Camera operators go in Nine move

EXCLUSIVE: A number of camera operators at TCN9 are being made redundant as the network moves to its new home in North Sydney.

Nine studios in the new North Sydney headquarters are evidence of increasing automation in the industry and the broadcaster is consulting with camera operators on redundancy. Shows regularly produced at the historic Willoughby site largely comprise Nine News, Today, Today Extra, A Current Affair, 60 Minutes and various Sport programs.

TV Tonight understands the number of affected roles is less than 10, but Nine is not alone in the transition to automation, which has been impacting camera departments for years.

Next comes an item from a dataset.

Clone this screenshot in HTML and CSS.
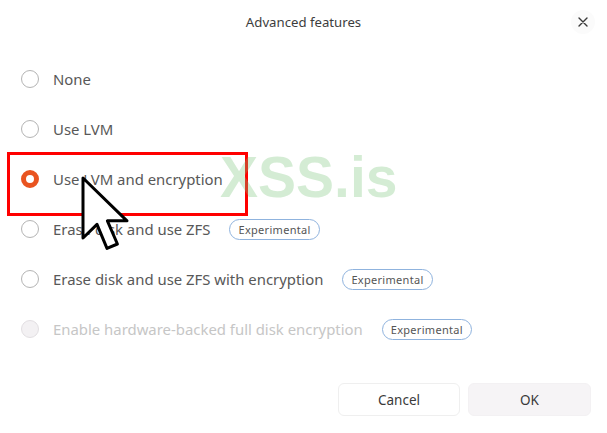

It will mark the end of an era when the network completes its shift to North Sydney next month.

Nine declined to comment.


  1. In proof that robots can think for themselves, you only have to watch ABC Melbourne 7pm News where at least once a week the robotic camera gets bored and goes for a little trip around the studio. Automation is fabulous for goof tapes haha

  2. How will they do big event shows and music stuff? Sure you can hire freelancers for that day but whose gunna have those skills in 10 years time when nobody’s a camera operator anymore? Very short sightedness me thinks

    • … the point is “they” (Nine) don’t and haven’t for years … “big events and music shows” are done by external production companies and yes, they hire freelancers for the gig … and you’re absolutely right, in the past regional television was the breeding ground, smaller metro stations took them from there and finally camera operators (and others across all the skills required) would make it to “the big time” in Sydney and Melbourne … none of that now exists – and it’s already showing … but it’s the same across the world so it ain’t gunna change (in the short term at least) …

      • battlestargalactica

        Of course the situation now unfolding in this country is that there’s demand for a whole bunch of experienced camera operators on weekends to shoot sport, with very little for them to do Monday-Thursday. It’s turning a highly specialised career into a niche part-time job.

    • Automation is everywhere. In fact, most multiplex cinemas don’t even use a projectionist. Essentially, the movie is a digital file that plays the same way it would on a home computer. Everything is standardised input. To a large extent, it’s loaded at the beginning of the week and the clock plays it out.